Photos by Charity Maness/Fall River County Herald Star
Ernie Rolls, of Custer, and Lon Seaboldt, of Hot Springs, didn’t let a little rain dampen their enthusiasm for the world of ham operating as they eagerly awaited their first contact to log.
By Charity Maness
EDGEMONT – The Ham Radio Field Day began in 1933 and is an annual amateur radio contest held the last full weekend in June each year with more than 40,000 amateur radio “ham” operators participating and open to the public.
Radio operators from around the Black Hills set up temporary transmitting stations in Edgemont to demonstrate ham radio’s science, skill and service to our communities and our nation. The event combined public service, emergency preparedness, community outreach, and technical skills all in a single event with a focus on encouraging emergency communications preparedness
“When the time comes,” said amateur radio operator Lon Seaboldt, of Hot Springs, “we will be there.”
Seaboldt built his first radio in his garage in 1936. His interest never waned, it only grew and he finally became licensed in 1984.
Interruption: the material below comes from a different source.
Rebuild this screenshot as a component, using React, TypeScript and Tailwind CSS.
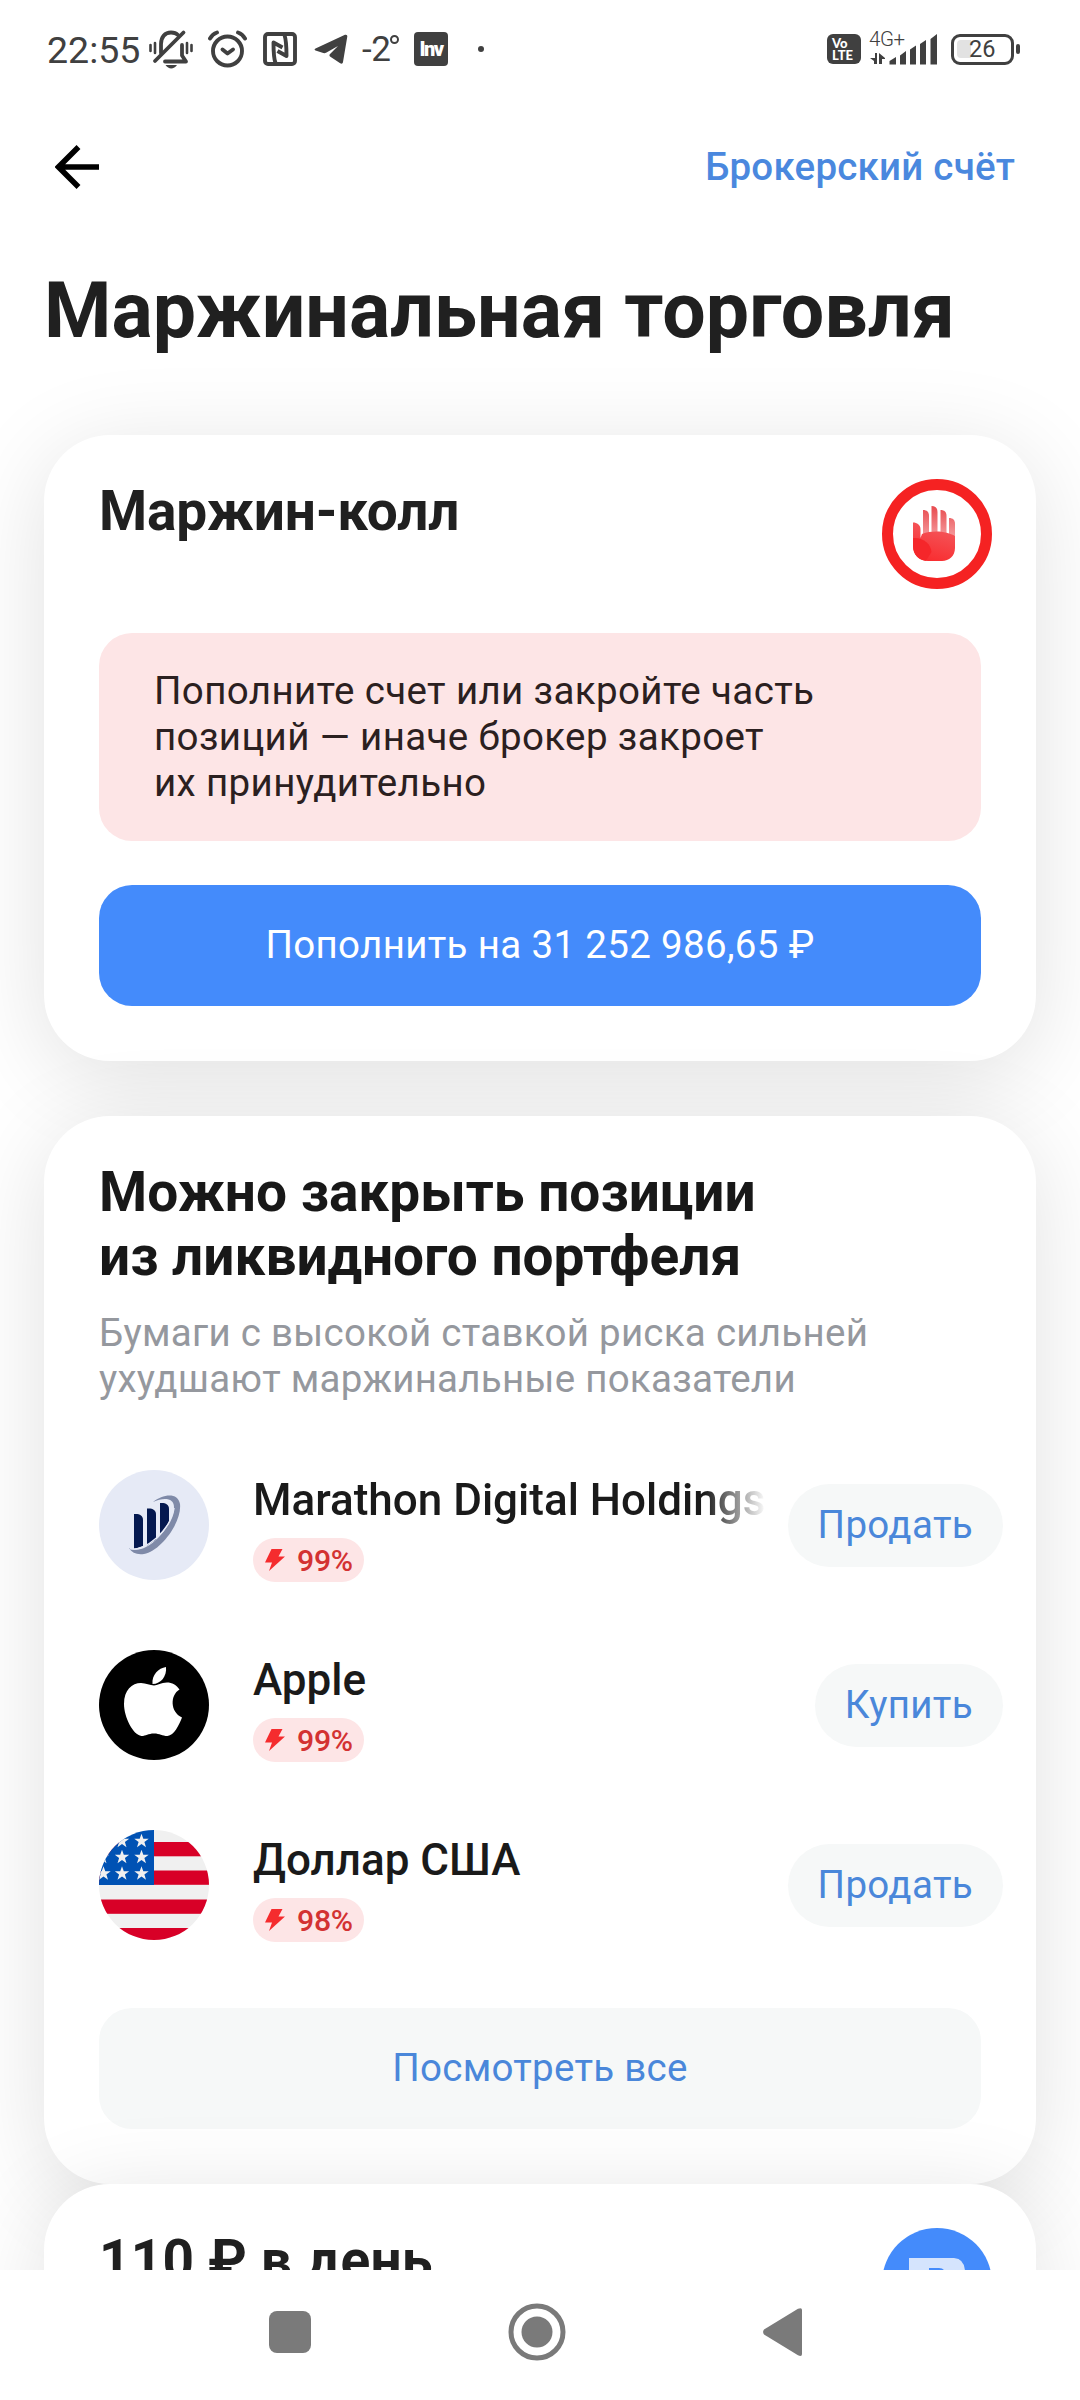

Ernie Rolls, of Custer, has been an amateur radio operator for eight years.
“I do it for the fun,” said Rolls, “and to help other people learn about it. But it is a hobby for me.”
Rolls was operating a fixed antenna with a battery in the trunk of his car as a power source.
Other operators were using an antenna that could be rotated.
Bands accepted for the event were: 160-, 80-, 40-, 20-,15- and 10-Meter HF bands, as well as all bands 50 MHz and above.
Additionally, allocated portions of the radio spectrum are set aside for non-commercial use with regulations administered by the Federal Communications Commission.
The field day competitors log in the number of contacts they make throughout the exercise to highlight ham radio’s ability to work reliably under any conditions from almost any location and create an independent, wireless communications network.
To become a ‘ham’ operator, a person must pass an exam on electronic theory, operating practices and governing regulations. Once this test is passed it allows the ham operator higher power limits than CB, FRS or GMRS, specialized antennas, multiple operating modes and many frequencies.
In a press release from Bob Inderbitzen, NQ1R, spokesperson for The National Association for Amateur Radio (ARRL) which represents amateur (or “ham”) radio operators across the country, he stated, “Ham radio functions completely independent of the Internet or cell phone infrastructure, can interface with laptops or smartphones, and can be set up almost anywhere in minutes. That’s the beauty of amateur radio during a communications outage. In today’s electronic do-it-yourself (DIY) environment, ham radio remains one of the best ways for people to learn about electronics, physics, meteorology, and numerous other scientific disciplines, and is a huge asset to any community during disasters or emergencies if the standard communication infrastructure goes down.”